Cypher to GFQL Python & Wire Protocol Mapping#
GFQL supports Cypher syntax out of the box for a bounded read-only surface on bound graphs, while executing through GFQL’s columnar engine with optional GPU acceleration. This page explains how to translate familiar Cypher patterns into native GFQL Python and wire protocol forms when you want more explicit control.
Introduction#
Cypher is a graph query language popularized by Neo4j and related tools. In
PyGraphistry, you can often start with a Cypher string directly through
g.gfql("MATCH ..."), then translate that query into native GFQL when you
want direct operator control, Wire Protocol
JSON generation, migration from Cypher-centric systems, language-agnostic API
integration, or secure query generation without code execution.
Direct g.gfql("MATCH ...") Note#
If you want to run a supported Cypher string through g.gfql("MATCH ...")
on a bound graph, use
g.gfql("MATCH ...") (or g.gfql("...", language="cypher")) and start with
Cypher Syntax In GFQL. This page stays translation-first: it explains how to
express Cypher semantics in native GFQL operators and wire protocol, not the
primary quickstart for direct Cypher syntax execution.
What Maps 1-to-1#
When translating from Cypher, you’ll encounter three scenarios:
Direct Translation: Most pattern matching maps cleanly to pure GFQL.
Row-Pipeline Translation:
RETURN/WITH/ORDER BY/SKIP/LIMIT/DISTINCT/GROUP BYmap to GFQL row operators.GFQL Advantages: Some capabilities go beyond what Cypher offers.
Direct Translations#
Graph patterns:
(a)-[r]->(b)→ chain operationsProperty filters: WHERE clauses embed into operations
Path traversals: direct
g.gfql("MATCH ...")supports single and connected variable-length relationship forms such as[*2],[*1..3], and[*], including bounded/exact variable-lengthWHEREpattern predicates in the current row-shaped subset. Native GFQL still gives you the full explicit hop surface (output slicing, intermediate-hop aliasing, and custom rewrites).Pattern composition: Multiple patterns become sequential operations
Same-path constraints:
WHEREacross steps →g.gfql([...], where=[...])

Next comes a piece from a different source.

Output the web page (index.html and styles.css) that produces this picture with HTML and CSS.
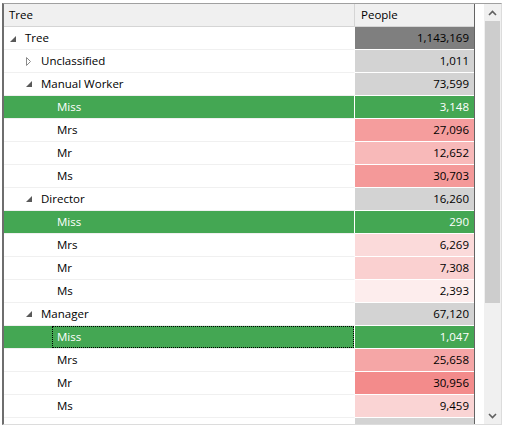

Row-Pipeline Translation (MATCH ... RETURN)#
Row source selection:
rows(table=..., source=...)Row filtering:
where_rows(filter_dict=..., expr=...)Projection:
return_(...)/with_(...)/select(...)Sorting/paging:
order_by(...),skip(...),limit(...)Deduplication:
distinct()Aggregation:
group_by(keys=[...], aggregations=[...])
These row-pipeline operators are call steps inside the same chain list passed to
g.gfql([...]) (or to Chain([...])), not top-level g.gfql() keyword args:
from graphistry import n, e_forward
from graphistry.compute import rows, where_rows, return_, order_by, limit
g.gfql([
n({"type": "Person"}, name="p"),
e_forward({"type": "FOLLOWS"}),
n({"type": "Person"}, name="q"),
rows(table="nodes", source="q"),
where_rows(expr="score >= 50"),
return_([("id", "id"), ("name", "name"), ("score", "score")]),
order_by([("score", "desc")]),
limit(25),
])
from graphistry.compute.chain import Chain
query = Chain([
n({"type": "Person"}, name="p"),
e_forward({"type": "FOLLOWS"}),
n({"type": "Person"}, name="q"),
rows(table="nodes", source="q"),
where_rows(expr="score >= 50"),
return_(["id", "name", "score"]),
])
g.gfql(query)
Projection sequencing and placement rules:
Multiple
return_(...)/with_(...)/select(...)steps are valid and execute in list order; each step projects from the current row table produced by previous steps.Interior mixing is invalid: do not place call steps between traversal steps (
n()/e_*()), e.g.[n(...), return_(...), e_forward(...)]. Keep call steps in boundary prefix/suffix segments around traversal blocks.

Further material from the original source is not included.